PROBLEM TO SOLVE
Here are some records; copy every line that holds the word "this".

########################################

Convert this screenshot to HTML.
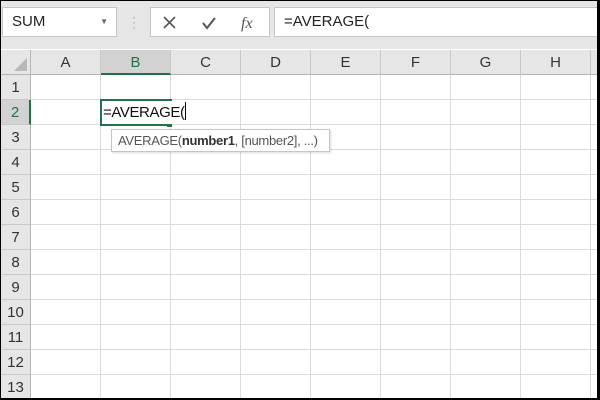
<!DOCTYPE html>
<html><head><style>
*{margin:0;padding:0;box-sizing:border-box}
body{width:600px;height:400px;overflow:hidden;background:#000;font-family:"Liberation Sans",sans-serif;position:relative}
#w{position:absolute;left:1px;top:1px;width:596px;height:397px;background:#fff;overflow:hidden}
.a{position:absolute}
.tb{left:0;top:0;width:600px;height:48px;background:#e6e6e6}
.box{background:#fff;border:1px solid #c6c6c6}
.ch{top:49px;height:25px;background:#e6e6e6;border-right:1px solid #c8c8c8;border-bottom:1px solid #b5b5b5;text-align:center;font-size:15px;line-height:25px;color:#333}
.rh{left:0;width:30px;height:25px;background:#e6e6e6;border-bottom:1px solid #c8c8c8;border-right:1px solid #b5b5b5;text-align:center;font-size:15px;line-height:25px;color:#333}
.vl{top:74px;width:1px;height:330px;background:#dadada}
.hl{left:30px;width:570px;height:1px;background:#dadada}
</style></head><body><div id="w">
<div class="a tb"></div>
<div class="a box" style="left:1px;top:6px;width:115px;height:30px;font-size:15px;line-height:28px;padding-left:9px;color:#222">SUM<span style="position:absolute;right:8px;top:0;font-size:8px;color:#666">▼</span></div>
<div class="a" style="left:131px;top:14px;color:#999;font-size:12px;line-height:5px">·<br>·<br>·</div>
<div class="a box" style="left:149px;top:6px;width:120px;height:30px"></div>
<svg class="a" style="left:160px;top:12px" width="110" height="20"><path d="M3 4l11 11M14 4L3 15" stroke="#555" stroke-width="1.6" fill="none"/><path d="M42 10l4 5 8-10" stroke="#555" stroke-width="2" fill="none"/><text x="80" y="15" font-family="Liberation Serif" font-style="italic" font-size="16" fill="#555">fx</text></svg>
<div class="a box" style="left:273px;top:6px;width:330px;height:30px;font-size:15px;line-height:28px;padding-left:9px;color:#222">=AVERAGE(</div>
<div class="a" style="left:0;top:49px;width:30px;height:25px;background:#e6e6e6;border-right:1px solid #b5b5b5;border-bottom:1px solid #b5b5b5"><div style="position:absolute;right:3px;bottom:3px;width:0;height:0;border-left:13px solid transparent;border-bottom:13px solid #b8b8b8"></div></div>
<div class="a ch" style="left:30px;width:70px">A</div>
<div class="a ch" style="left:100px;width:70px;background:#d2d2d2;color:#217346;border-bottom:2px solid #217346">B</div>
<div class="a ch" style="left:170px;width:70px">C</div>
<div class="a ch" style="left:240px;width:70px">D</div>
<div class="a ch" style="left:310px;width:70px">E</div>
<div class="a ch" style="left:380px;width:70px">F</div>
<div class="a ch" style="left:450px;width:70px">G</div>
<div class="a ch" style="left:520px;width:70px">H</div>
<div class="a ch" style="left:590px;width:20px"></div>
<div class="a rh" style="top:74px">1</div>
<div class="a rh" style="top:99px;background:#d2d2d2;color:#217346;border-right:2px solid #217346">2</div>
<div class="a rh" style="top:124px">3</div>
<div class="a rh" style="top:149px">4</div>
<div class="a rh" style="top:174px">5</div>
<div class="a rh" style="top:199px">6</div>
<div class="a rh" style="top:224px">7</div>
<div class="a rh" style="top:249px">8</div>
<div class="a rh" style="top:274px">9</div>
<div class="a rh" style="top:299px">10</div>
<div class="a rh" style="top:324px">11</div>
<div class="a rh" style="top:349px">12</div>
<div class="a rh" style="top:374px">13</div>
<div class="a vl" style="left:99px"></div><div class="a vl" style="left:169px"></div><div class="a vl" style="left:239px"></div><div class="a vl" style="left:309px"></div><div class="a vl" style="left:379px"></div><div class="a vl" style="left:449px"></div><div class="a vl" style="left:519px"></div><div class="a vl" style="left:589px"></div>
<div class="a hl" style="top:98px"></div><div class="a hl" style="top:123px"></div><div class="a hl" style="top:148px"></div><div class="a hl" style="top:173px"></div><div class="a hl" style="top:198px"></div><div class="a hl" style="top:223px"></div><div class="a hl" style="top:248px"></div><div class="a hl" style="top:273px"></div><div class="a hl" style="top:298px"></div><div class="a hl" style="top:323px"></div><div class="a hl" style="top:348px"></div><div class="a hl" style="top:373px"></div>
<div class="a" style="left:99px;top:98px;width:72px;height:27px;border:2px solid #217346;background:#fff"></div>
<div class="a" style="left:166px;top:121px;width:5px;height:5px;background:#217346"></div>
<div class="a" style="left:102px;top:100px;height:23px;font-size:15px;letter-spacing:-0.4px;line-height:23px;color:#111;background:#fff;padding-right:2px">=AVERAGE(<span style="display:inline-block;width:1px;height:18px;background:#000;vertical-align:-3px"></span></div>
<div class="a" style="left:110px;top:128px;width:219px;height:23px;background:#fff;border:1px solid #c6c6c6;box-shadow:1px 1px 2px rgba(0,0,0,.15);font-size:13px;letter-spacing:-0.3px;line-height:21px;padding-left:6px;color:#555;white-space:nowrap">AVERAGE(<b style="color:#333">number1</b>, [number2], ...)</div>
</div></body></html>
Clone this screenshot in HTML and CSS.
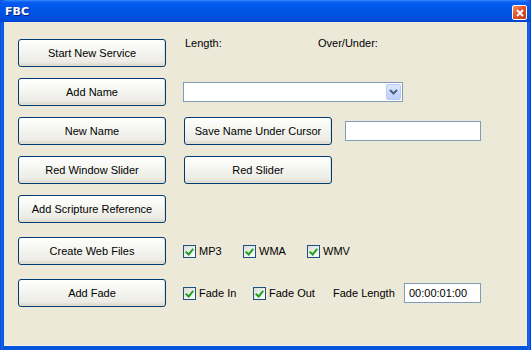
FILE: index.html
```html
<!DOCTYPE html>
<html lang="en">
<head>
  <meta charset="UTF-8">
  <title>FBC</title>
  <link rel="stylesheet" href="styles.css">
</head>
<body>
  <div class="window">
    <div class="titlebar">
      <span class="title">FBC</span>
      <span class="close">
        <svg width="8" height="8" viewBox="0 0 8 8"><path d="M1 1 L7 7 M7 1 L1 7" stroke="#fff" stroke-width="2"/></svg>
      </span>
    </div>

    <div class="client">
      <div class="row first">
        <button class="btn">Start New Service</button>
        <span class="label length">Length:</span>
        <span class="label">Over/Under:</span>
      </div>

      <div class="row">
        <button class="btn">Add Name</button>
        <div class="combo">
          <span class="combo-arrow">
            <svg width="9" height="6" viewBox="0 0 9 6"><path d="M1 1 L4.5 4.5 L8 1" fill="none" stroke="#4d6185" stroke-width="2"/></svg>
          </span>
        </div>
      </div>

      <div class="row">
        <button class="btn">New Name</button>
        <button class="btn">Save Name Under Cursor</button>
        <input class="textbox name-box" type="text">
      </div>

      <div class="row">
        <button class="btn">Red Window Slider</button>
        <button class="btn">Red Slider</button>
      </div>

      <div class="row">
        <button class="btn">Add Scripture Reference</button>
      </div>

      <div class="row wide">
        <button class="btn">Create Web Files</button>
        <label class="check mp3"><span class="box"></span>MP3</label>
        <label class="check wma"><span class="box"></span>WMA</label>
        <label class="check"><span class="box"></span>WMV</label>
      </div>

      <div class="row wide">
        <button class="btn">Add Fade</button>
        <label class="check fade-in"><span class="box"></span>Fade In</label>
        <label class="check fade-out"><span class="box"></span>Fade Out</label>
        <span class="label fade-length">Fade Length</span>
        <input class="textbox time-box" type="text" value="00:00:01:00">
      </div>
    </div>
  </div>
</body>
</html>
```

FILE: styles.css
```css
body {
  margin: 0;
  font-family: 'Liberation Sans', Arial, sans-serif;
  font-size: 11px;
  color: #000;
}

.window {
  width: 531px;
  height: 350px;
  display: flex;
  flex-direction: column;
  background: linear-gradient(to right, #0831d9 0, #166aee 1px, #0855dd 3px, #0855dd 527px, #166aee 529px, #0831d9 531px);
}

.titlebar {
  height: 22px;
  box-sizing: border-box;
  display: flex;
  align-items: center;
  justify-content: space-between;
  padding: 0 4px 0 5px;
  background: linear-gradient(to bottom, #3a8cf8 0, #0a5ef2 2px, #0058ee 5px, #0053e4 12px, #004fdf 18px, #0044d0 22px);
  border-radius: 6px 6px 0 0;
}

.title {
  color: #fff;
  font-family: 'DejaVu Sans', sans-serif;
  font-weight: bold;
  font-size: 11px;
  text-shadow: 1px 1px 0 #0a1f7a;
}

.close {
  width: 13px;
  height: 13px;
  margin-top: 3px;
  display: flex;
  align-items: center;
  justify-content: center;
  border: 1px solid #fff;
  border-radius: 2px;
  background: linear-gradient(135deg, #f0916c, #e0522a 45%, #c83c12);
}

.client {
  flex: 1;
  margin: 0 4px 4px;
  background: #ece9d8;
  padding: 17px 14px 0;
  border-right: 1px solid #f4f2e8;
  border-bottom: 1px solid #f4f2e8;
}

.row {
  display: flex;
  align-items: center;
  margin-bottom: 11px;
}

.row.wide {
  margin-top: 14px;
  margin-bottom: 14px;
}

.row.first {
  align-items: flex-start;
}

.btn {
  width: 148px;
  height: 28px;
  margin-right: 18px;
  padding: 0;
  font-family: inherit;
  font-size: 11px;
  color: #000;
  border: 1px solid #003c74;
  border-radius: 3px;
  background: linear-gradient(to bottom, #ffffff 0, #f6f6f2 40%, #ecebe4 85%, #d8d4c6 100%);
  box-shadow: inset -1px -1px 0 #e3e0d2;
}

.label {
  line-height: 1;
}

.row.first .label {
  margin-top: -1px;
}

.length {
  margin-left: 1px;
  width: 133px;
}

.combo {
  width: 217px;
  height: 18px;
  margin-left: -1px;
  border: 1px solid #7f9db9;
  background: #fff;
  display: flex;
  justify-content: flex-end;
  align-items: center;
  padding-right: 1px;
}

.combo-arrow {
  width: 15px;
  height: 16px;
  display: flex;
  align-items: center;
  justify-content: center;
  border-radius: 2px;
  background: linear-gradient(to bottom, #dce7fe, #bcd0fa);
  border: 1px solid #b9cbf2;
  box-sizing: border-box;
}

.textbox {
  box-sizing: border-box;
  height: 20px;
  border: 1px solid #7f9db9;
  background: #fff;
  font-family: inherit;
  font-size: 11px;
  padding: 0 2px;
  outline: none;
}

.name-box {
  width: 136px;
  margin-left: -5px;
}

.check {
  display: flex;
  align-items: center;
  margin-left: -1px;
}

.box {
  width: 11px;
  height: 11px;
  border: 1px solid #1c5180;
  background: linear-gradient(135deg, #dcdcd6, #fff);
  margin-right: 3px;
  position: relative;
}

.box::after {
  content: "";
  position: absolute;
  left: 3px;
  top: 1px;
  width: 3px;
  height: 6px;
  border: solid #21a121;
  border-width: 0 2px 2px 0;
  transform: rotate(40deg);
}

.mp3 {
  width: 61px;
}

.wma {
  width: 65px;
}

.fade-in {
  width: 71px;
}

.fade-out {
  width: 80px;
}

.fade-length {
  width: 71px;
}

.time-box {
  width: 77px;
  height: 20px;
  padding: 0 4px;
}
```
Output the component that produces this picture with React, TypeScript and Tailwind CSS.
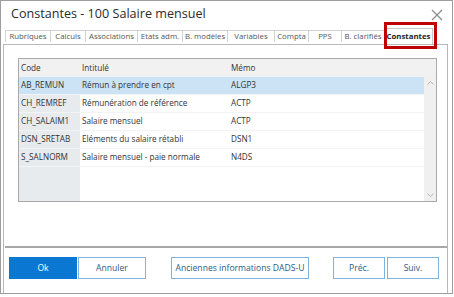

########################################

EXERCISE ANSWER
Convert this screenshot to HTML.
Clone this screenshot in HTML and CSS.
Output the component that produces this picture with React, TypeScript and Tailwind CSS.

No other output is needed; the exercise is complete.